■ **TASK**:
Reproduce every line of the material below, but drop the pictures.

▬▬▬▬▬▬▬▬▬▬

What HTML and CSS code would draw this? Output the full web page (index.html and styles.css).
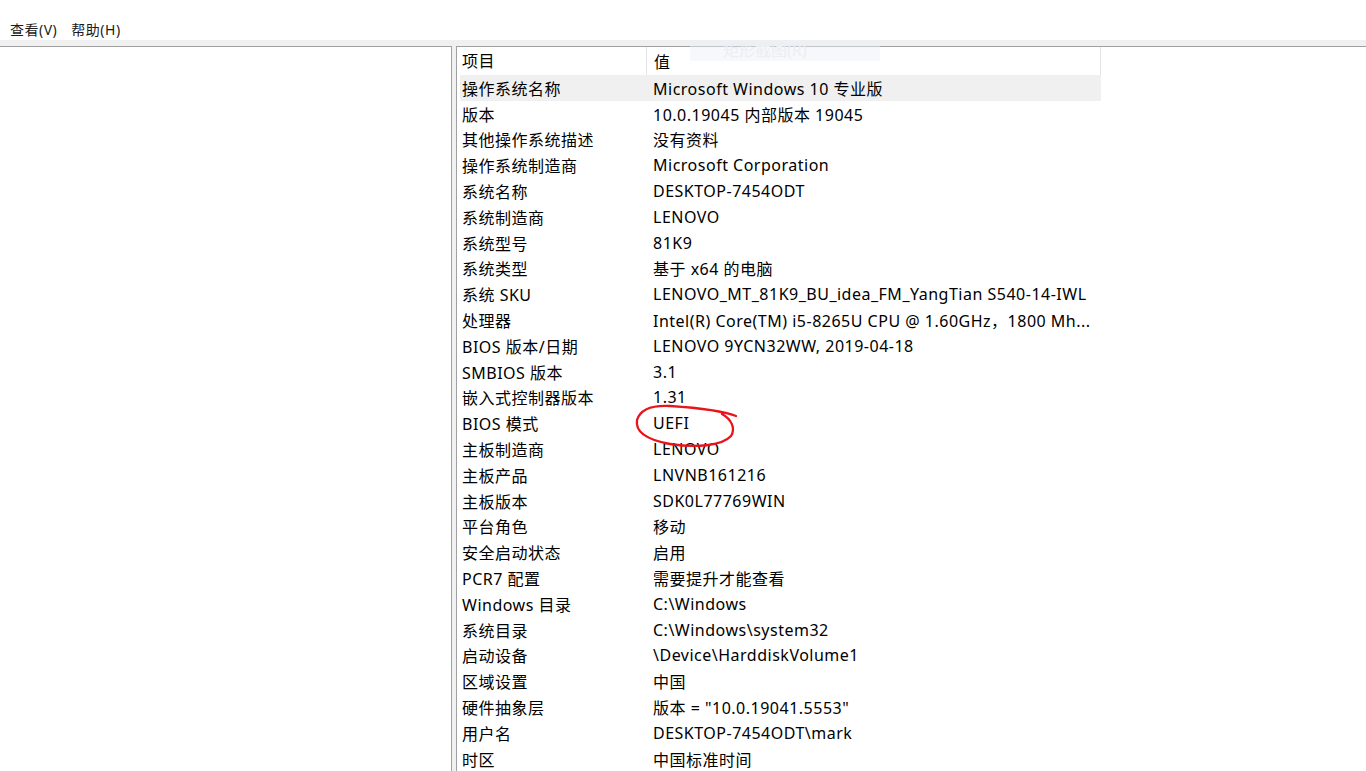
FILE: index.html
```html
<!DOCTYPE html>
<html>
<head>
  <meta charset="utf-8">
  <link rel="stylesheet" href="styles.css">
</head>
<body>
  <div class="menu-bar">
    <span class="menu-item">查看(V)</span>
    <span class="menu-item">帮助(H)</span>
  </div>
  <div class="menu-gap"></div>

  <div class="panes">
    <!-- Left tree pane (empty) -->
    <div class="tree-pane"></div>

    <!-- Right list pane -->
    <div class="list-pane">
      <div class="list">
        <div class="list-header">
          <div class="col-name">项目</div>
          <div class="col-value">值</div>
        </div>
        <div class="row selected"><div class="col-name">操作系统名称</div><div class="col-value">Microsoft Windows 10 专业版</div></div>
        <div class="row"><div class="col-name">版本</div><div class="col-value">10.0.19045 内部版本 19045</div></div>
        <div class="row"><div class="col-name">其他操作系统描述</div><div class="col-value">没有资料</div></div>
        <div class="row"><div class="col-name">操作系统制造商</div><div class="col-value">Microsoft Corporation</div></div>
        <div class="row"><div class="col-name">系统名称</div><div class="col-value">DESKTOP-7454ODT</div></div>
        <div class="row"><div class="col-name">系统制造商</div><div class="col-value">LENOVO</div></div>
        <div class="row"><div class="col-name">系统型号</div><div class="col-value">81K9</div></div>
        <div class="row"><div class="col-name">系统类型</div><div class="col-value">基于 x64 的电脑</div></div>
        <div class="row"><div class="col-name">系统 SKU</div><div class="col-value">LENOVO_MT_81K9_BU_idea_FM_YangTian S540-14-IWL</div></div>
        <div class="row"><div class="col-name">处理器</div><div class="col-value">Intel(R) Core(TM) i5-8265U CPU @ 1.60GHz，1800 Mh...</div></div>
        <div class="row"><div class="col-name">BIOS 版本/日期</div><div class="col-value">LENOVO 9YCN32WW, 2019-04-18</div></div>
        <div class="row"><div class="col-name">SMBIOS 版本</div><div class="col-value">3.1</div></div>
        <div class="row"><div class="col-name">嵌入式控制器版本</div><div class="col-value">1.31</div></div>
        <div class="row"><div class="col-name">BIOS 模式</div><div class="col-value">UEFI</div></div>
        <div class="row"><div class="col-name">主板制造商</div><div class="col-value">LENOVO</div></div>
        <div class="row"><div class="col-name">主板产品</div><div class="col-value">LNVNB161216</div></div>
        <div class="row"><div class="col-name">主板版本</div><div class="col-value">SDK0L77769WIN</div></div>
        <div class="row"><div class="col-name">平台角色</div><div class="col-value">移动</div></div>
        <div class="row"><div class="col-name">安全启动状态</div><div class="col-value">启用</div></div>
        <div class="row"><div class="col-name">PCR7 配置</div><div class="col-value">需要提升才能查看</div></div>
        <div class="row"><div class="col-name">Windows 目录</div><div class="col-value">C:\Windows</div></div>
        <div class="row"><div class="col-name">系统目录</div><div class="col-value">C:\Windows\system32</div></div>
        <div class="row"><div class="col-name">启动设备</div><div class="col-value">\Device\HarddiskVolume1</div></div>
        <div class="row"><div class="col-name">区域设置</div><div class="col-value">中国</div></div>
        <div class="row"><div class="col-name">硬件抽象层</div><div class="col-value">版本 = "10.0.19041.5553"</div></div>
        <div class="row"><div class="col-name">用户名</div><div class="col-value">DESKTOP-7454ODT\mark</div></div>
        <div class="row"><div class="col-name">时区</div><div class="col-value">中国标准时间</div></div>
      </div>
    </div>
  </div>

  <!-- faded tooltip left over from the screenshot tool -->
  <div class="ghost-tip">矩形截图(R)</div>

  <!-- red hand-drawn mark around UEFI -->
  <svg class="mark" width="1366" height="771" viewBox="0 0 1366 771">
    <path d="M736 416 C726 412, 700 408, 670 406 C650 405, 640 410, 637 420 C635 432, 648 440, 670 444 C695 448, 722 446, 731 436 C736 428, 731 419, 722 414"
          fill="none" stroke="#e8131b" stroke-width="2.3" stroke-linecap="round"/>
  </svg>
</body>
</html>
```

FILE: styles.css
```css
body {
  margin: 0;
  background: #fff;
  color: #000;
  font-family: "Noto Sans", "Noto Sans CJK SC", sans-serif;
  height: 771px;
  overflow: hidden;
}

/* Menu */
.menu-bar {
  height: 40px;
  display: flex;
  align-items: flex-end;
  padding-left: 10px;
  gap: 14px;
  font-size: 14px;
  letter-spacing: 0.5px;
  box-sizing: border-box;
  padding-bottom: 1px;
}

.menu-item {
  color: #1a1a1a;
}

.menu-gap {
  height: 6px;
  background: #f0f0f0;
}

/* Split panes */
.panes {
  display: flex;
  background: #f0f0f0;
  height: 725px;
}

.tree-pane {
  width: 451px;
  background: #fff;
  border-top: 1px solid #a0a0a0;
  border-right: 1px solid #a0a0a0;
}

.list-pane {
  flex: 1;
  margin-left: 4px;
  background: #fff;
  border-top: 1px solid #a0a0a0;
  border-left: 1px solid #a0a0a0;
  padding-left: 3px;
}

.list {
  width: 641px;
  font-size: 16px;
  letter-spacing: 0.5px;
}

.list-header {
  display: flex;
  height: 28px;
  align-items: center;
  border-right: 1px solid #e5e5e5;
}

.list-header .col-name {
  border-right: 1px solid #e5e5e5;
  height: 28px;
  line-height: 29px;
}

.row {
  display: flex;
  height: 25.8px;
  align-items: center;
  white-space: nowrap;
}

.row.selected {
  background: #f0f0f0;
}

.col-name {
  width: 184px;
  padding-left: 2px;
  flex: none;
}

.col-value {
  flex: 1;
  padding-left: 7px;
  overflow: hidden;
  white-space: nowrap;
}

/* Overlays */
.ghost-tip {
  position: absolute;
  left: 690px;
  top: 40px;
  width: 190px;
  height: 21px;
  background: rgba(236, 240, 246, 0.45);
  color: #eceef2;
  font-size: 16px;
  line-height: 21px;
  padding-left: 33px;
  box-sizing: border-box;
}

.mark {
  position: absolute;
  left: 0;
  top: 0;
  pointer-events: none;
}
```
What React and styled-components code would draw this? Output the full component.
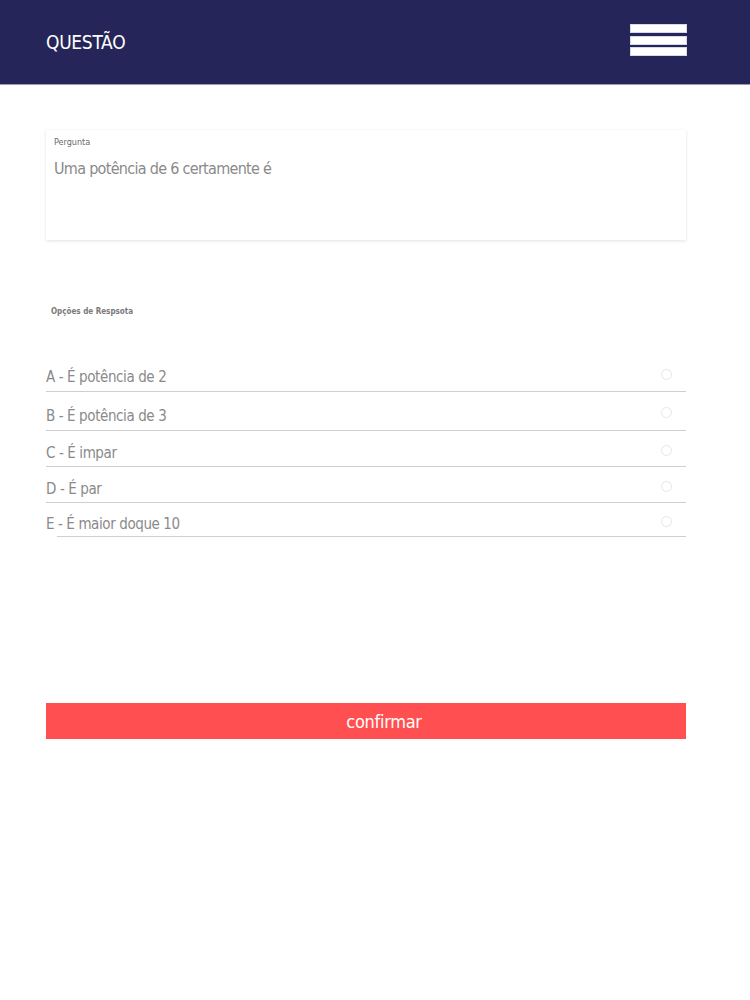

▬▬▬▬▬▬▬▬▬▬

■ **THE OUTPUT**:
What HTML and CSS code would draw this? Output the full web page (index.html and styles.css).
FILE: index.html
```html
<!DOCTYPE html>
<html>
<head>
  <meta charset="utf-8">
  <link rel="stylesheet" href="styles.css">
</head>
<body>
  <div class="menu-bar">
    <span class="menu-item">查看(V)</span>
    <span class="menu-item">帮助(H)</span>
  </div>
  <div class="menu-gap"></div>

  <div class="panes">
    <!-- Left tree pane (empty) -->
    <div class="tree-pane"></div>

    <!-- Right list pane -->
    <div class="list-pane">
      <div class="list">
        <div class="list-header">
          <div class="col-name">项目</div>
          <div class="col-value">值</div>
        </div>
        <div class="row selected"><div class="col-name">操作系统名称</div><div class="col-value">Microsoft Windows 10 专业版</div></div>
        <div class="row"><div class="col-name">版本</div><div class="col-value">10.0.19045 内部版本 19045</div></div>
        <div class="row"><div class="col-name">其他操作系统描述</div><div class="col-value">没有资料</div></div>
        <div class="row"><div class="col-name">操作系统制造商</div><div class="col-value">Microsoft Corporation</div></div>
        <div class="row"><div class="col-name">系统名称</div><div class="col-value">DESKTOP-7454ODT</div></div>
        <div class="row"><div class="col-name">系统制造商</div><div class="col-value">LENOVO</div></div>
        <div class="row"><div class="col-name">系统型号</div><div class="col-value">81K9</div></div>
        <div class="row"><div class="col-name">系统类型</div><div class="col-value">基于 x64 的电脑</div></div>
        <div class="row"><div class="col-name">系统 SKU</div><div class="col-value">LENOVO_MT_81K9_BU_idea_FM_YangTian S540-14-IWL</div></div>
        <div class="row"><div class="col-name">处理器</div><div class="col-value">Intel(R) Core(TM) i5-8265U CPU @ 1.60GHz，1800 Mh...</div></div>
        <div class="row"><div class="col-name">BIOS 版本/日期</div><div class="col-value">LENOVO 9YCN32WW, 2019-04-18</div></div>
        <div class="row"><div class="col-name">SMBIOS 版本</div><div class="col-value">3.1</div></div>
        <div class="row"><div class="col-name">嵌入式控制器版本</div><div class="col-value">1.31</div></div>
        <div class="row"><div class="col-name">BIOS 模式</div><div class="col-value">UEFI</div></div>
        <div class="row"><div class="col-name">主板制造商</div><div class="col-value">LENOVO</div></div>
        <div class="row"><div class="col-name">主板产品</div><div class="col-value">LNVNB161216</div></div>
        <div class="row"><div class="col-name">主板版本</div><div class="col-value">SDK0L77769WIN</div></div>
        <div class="row"><div class="col-name">平台角色</div><div class="col-value">移动</div></div>
        <div class="row"><div class="col-name">安全启动状态</div><div class="col-value">启用</div></div>
        <div class="row"><div class="col-name">PCR7 配置</div><div class="col-value">需要提升才能查看</div></div>
        <div class="row"><div class="col-name">Windows 目录</div><div class="col-value">C:\Windows</div></div>
        <div class="row"><div class="col-name">系统目录</div><div class="col-value">C:\Windows\system32</div></div>
        <div class="row"><div class="col-name">启动设备</div><div class="col-value">\Device\HarddiskVolume1</div></div>
        <div class="row"><div class="col-name">区域设置</div><div class="col-value">中国</div></div>
        <div class="row"><div class="col-name">硬件抽象层</div><div class="col-value">版本 = "10.0.19041.5553"</div></div>
        <div class="row"><div class="col-name">用户名</div><div class="col-value">DESKTOP-7454ODT\mark</div></div>
        <div class="row"><div class="col-name">时区</div><div class="col-value">中国标准时间</div></div>
      </div>
    </div>
  </div>

  <!-- faded tooltip left over from the screenshot tool -->
  <div class="ghost-tip">矩形截图(R)</div>

  <!-- red hand-drawn mark around UEFI -->
  <svg class="mark" width="1366" height="771" viewBox="0 0 1366 771">
    <path d="M736 416 C726 412, 700 408, 670 406 C650 405, 640 410, 637 420 C635 432, 648 440, 670 444 C695 448, 722 446, 731 436 C736 428, 731 419, 722 414"
          fill="none" stroke="#e8131b" stroke-width="2.3" stroke-linecap="round"/>
  </svg>
</body>
</html>
```

FILE: styles.css
```css
body {
  margin: 0;
  background: #fff;
  color: #000;
  font-family: "Noto Sans", "Noto Sans CJK SC", sans-serif;
  height: 771px;
  overflow: hidden;
}

/* Menu */
.menu-bar {
  height: 40px;
  display: flex;
  align-items: flex-end;
  padding-left: 10px;
  gap: 14px;
  font-size: 14px;
  letter-spacing: 0.5px;
  box-sizing: border-box;
  padding-bottom: 1px;
}

.menu-item {
  color: #1a1a1a;
}

.menu-gap {
  height: 6px;
  background: #f0f0f0;
}

/* Split panes */
.panes {
  display: flex;
  background: #f0f0f0;
  height: 725px;
}

.tree-pane {
  width: 451px;
  background: #fff;
  border-top: 1px solid #a0a0a0;
  border-right: 1px solid #a0a0a0;
}

.list-pane {
  flex: 1;
  margin-left: 4px;
  background: #fff;
  border-top: 1px solid #a0a0a0;
  border-left: 1px solid #a0a0a0;
  padding-left: 3px;
}

.list {
  width: 641px;
  font-size: 16px;
  letter-spacing: 0.5px;
}

.list-header {
  display: flex;
  height: 28px;
  align-items: center;
  border-right: 1px solid #e5e5e5;
}

.list-header .col-name {
  border-right: 1px solid #e5e5e5;
  height: 28px;
  line-height: 29px;
}

.row {
  display: flex;
  height: 25.8px;
  align-items: center;
  white-space: nowrap;
}

.row.selected {
  background: #f0f0f0;
}

.col-name {
  width: 184px;
  padding-left: 2px;
  flex: none;
}

.col-value {
  flex: 1;
  padding-left: 7px;
  overflow: hidden;
  white-space: nowrap;
}

/* Overlays */
.ghost-tip {
  position: absolute;
  left: 690px;
  top: 40px;
  width: 190px;
  height: 21px;
  background: rgba(236, 240, 246, 0.45);
  color: #eceef2;
  font-size: 16px;
  line-height: 21px;
  padding-left: 33px;
  box-sizing: border-box;
}

.mark {
  position: absolute;
  left: 0;
  top: 0;
  pointer-events: none;
}
```
What React and styled-components code would draw this? Output the full component.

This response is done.